■ WHAT THE TASK ASKS
Please find all lines in the data that hold the string "index" and copy them.

■ DATA EXTRACT
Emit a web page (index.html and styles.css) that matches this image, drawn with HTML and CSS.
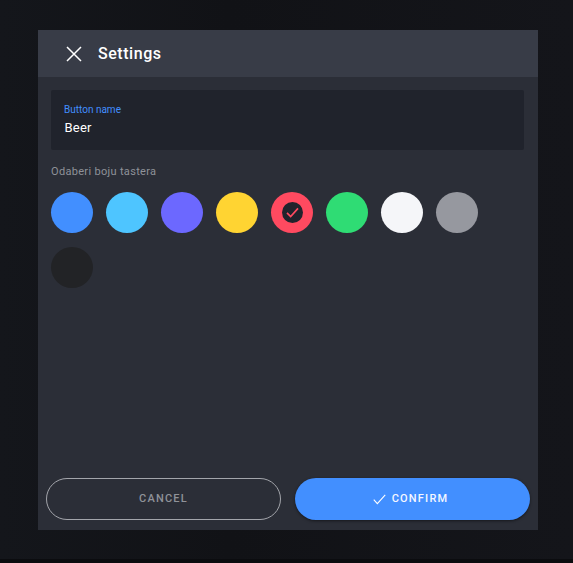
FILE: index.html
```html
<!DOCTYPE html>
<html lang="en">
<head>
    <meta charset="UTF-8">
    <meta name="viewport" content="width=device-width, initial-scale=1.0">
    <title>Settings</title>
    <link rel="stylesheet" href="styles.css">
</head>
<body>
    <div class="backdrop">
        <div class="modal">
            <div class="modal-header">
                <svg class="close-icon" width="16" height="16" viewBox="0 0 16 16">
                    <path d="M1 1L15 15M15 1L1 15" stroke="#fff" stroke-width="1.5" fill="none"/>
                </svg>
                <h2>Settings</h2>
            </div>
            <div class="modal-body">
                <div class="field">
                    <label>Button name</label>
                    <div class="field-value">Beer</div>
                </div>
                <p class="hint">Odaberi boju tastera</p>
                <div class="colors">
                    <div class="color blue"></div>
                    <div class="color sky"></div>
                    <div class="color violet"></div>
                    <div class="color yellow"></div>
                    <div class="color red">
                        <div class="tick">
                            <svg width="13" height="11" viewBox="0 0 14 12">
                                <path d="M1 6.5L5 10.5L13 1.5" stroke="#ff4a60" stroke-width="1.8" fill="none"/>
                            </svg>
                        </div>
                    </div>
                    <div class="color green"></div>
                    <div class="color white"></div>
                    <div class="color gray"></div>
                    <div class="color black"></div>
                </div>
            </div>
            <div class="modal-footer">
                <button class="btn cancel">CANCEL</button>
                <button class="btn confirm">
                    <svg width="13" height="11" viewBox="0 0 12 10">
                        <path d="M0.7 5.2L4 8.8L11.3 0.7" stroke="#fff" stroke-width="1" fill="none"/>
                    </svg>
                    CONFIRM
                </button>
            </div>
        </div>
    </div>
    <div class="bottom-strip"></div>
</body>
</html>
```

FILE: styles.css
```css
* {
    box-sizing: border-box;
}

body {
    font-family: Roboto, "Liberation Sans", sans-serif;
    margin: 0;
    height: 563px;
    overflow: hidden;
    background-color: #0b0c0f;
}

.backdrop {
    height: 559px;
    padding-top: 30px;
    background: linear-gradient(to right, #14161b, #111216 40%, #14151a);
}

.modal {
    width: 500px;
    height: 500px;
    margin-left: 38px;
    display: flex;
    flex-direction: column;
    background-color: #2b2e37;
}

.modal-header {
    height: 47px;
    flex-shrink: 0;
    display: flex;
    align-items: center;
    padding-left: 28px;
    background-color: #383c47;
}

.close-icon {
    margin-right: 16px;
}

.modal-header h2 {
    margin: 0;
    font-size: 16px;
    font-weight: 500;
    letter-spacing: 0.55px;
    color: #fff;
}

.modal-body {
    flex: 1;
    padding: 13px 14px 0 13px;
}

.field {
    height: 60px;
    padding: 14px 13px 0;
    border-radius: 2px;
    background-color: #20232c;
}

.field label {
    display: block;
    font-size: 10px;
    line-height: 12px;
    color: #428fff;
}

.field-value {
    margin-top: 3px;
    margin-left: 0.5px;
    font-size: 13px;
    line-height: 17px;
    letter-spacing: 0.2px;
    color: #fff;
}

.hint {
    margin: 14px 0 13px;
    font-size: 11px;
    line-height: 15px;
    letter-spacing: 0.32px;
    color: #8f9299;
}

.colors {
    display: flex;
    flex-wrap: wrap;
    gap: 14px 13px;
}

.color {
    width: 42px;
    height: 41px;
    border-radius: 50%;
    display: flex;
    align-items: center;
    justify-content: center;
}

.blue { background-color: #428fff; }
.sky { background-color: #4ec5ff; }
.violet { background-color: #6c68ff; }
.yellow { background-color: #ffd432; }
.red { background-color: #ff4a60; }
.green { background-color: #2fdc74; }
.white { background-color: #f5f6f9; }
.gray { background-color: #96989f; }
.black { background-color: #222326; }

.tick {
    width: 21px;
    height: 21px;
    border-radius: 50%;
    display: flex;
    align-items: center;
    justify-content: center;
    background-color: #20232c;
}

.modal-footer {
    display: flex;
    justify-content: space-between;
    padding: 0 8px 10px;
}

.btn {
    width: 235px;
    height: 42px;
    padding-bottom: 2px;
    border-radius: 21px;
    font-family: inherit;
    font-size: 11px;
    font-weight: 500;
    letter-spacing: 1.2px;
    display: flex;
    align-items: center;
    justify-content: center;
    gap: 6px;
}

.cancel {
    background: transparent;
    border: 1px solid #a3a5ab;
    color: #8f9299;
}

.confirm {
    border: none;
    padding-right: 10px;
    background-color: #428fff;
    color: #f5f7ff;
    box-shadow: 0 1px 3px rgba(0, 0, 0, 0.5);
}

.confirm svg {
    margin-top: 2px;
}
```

■ FINISHED ANSWER
Emit a web page (index.html and styles.css) that matches this image, drawn with HTML and CSS.
FILE: index.html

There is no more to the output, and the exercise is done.